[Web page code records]
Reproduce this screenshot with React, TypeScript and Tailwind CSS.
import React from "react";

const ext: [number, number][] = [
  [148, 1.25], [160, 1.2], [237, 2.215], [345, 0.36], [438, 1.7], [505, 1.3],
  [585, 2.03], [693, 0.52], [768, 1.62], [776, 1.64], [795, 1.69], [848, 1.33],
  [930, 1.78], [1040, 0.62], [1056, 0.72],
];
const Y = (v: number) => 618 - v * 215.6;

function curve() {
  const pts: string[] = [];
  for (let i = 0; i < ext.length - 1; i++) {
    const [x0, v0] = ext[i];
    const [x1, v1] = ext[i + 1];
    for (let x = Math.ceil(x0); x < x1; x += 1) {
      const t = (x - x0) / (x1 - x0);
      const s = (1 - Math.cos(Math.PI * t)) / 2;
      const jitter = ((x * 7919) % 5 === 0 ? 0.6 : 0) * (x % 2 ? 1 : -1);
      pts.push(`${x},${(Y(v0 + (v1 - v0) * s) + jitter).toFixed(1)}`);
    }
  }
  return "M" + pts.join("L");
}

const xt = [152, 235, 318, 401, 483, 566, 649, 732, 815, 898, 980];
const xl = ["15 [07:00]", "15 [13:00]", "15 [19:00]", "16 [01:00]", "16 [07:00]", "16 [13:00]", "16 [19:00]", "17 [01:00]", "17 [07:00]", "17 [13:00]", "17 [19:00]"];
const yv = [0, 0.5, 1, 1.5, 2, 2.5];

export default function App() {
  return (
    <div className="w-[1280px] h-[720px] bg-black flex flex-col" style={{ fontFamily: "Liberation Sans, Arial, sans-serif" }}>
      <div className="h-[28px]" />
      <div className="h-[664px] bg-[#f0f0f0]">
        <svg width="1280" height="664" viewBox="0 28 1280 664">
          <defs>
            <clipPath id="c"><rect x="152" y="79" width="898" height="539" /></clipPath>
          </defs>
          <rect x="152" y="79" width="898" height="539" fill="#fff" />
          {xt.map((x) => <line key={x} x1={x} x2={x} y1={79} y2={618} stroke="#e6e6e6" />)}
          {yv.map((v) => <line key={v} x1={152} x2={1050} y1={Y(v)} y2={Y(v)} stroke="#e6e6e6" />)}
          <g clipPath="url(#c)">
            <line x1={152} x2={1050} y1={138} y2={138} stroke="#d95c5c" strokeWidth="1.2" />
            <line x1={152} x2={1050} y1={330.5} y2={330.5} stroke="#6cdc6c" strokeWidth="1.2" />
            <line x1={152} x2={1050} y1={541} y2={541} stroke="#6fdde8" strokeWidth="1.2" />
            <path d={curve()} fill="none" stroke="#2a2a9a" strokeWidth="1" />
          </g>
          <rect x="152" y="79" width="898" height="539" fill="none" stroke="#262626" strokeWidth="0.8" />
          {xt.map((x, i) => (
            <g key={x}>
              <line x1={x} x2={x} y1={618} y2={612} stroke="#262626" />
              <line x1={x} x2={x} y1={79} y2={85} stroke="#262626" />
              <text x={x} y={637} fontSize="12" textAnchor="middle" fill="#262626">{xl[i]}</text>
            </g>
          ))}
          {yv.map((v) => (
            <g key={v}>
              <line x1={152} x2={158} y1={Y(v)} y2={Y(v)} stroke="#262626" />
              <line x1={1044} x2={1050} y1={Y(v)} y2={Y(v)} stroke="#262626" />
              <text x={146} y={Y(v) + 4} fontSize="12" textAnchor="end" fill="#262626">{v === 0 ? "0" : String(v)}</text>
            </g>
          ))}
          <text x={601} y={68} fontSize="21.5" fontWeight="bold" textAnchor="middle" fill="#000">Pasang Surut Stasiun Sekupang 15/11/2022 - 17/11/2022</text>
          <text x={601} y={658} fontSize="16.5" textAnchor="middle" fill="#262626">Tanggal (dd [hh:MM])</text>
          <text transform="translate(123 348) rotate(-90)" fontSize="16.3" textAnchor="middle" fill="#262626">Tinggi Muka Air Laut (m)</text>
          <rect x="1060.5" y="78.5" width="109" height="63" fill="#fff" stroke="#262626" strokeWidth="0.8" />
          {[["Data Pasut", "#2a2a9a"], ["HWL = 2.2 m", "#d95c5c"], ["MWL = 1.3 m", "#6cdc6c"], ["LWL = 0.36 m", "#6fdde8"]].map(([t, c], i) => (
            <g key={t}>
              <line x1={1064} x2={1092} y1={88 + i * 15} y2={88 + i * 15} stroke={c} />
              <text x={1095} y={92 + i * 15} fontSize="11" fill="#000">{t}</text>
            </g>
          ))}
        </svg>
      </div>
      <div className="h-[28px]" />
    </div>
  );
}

--

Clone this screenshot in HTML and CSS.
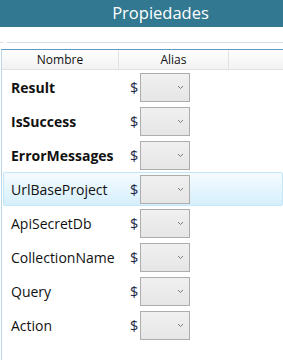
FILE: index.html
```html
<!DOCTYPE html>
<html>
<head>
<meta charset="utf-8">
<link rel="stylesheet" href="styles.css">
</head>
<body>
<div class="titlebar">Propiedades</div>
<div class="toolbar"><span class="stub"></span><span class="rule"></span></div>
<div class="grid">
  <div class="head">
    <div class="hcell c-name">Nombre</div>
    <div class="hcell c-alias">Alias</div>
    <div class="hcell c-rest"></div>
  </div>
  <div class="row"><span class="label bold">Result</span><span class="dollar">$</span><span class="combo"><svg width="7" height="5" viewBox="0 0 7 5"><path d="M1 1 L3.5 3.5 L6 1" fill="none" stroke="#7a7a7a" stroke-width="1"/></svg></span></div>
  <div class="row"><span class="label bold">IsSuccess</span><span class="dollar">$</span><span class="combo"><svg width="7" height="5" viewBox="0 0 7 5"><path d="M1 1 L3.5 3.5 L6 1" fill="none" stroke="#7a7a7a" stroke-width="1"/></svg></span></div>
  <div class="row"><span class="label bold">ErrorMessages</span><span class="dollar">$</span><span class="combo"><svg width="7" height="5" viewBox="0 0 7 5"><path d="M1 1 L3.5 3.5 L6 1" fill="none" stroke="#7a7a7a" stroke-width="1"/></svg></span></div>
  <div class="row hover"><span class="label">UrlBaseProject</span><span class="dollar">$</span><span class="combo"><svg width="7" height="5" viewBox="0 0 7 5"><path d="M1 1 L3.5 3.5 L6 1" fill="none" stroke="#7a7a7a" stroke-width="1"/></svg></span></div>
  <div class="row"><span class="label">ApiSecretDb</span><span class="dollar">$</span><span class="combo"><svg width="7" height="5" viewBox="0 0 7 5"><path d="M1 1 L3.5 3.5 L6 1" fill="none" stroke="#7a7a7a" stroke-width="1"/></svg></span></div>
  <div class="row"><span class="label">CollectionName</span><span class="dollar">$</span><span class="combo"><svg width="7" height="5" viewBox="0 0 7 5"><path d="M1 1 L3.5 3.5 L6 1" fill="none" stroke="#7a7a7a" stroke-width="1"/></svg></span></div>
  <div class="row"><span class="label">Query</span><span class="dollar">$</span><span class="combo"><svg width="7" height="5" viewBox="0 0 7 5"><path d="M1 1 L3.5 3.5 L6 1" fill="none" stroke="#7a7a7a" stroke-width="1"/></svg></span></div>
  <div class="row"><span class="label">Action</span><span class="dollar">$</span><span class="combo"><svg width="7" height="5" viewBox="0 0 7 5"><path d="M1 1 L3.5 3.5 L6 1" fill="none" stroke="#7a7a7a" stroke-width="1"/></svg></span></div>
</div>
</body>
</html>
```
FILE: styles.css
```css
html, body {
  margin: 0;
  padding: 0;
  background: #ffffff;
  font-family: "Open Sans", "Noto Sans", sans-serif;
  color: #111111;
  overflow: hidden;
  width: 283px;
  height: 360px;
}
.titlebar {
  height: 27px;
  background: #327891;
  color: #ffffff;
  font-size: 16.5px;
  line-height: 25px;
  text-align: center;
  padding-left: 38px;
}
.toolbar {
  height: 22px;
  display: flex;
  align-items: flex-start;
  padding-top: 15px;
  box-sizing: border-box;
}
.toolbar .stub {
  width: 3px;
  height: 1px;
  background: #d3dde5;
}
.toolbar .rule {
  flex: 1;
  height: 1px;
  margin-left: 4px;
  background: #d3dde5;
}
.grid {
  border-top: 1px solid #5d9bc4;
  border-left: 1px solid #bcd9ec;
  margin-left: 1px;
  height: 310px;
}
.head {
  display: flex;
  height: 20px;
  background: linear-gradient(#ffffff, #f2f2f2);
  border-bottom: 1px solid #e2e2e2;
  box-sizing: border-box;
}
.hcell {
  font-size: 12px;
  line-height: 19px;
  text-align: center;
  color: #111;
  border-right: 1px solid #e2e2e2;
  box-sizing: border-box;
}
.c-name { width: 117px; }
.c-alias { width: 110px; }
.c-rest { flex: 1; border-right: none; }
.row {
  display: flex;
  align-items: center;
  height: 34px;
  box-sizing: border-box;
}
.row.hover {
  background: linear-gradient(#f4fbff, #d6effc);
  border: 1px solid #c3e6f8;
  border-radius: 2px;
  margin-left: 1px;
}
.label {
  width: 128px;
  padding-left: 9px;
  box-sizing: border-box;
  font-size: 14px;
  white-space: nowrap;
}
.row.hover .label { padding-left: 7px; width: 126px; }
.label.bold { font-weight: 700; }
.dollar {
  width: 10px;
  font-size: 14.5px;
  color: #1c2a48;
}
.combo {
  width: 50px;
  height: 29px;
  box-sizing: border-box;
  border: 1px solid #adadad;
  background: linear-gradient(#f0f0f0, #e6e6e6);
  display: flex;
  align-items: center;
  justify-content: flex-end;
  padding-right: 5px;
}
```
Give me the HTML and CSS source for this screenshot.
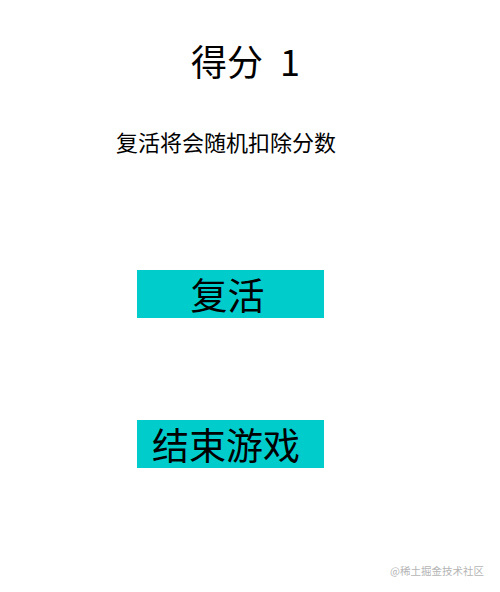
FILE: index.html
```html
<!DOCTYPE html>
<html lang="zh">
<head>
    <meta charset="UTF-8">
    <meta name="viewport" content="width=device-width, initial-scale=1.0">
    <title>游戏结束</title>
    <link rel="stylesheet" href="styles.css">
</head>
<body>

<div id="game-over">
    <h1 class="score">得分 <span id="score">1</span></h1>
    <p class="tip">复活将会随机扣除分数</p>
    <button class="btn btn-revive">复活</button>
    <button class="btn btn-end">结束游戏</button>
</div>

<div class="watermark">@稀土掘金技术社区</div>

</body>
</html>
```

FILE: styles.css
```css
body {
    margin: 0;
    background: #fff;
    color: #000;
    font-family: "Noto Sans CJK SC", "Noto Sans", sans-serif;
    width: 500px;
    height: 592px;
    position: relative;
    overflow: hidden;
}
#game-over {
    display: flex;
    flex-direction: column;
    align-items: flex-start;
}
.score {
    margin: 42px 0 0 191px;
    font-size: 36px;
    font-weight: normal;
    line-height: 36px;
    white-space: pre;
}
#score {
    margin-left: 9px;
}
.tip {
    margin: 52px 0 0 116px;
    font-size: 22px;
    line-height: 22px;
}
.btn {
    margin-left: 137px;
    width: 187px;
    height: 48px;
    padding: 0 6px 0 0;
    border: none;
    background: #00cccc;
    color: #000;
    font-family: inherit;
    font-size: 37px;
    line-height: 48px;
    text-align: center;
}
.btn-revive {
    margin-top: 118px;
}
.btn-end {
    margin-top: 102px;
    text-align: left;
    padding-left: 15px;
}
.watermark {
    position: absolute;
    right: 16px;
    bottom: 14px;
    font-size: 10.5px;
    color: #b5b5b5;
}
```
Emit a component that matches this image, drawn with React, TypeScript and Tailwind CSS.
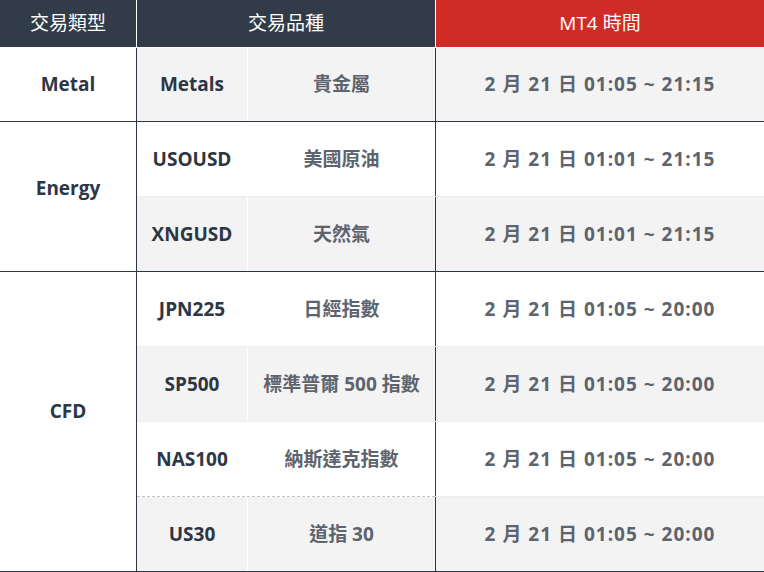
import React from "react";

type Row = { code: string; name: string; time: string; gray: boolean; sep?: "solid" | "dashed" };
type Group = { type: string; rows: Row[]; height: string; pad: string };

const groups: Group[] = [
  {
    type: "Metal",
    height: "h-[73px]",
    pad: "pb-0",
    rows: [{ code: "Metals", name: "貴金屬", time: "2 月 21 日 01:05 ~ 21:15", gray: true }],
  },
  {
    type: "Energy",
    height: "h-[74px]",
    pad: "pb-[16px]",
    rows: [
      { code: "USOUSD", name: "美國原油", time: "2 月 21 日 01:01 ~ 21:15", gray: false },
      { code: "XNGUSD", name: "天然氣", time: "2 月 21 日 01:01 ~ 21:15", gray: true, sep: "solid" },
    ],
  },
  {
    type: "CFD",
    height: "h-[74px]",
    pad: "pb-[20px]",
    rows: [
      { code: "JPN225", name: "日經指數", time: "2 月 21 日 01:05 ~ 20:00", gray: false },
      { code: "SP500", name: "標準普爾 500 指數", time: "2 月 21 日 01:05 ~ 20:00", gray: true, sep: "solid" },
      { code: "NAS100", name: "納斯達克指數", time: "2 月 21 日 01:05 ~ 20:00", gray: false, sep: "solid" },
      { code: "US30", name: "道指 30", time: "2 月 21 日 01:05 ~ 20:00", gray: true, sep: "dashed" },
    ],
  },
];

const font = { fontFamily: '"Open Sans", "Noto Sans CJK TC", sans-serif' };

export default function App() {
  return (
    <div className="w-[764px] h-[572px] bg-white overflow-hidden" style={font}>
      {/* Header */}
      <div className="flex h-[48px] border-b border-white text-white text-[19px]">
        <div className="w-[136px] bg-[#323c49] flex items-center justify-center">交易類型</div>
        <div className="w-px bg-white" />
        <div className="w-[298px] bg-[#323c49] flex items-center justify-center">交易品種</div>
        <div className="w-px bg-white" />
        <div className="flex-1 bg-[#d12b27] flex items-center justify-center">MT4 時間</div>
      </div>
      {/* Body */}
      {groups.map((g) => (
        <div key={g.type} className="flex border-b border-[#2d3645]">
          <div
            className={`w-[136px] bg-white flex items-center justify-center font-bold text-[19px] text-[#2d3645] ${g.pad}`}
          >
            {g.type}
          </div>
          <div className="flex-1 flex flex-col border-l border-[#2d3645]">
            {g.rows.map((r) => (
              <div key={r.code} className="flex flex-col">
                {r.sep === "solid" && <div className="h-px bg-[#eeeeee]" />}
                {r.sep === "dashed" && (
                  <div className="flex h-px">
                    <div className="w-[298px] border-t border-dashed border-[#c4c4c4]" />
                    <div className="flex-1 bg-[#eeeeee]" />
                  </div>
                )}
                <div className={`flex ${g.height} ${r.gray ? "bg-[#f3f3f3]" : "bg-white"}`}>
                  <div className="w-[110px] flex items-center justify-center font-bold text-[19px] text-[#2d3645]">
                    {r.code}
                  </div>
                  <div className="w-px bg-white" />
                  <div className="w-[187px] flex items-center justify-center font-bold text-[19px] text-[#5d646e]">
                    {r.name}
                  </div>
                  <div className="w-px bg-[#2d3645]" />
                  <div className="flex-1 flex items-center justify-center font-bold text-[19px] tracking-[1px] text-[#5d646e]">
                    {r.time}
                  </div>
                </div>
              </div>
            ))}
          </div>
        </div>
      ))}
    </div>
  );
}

• _OBJECTIVE_
Go through the preceding material and copy each line that has the word "Tailwind".

• _COMPLETED EXERCISE_
Reproduce this screenshot with React, TypeScript and Tailwind CSS.
Emit a component that matches this image, drawn with React, TypeScript and Tailwind CSS.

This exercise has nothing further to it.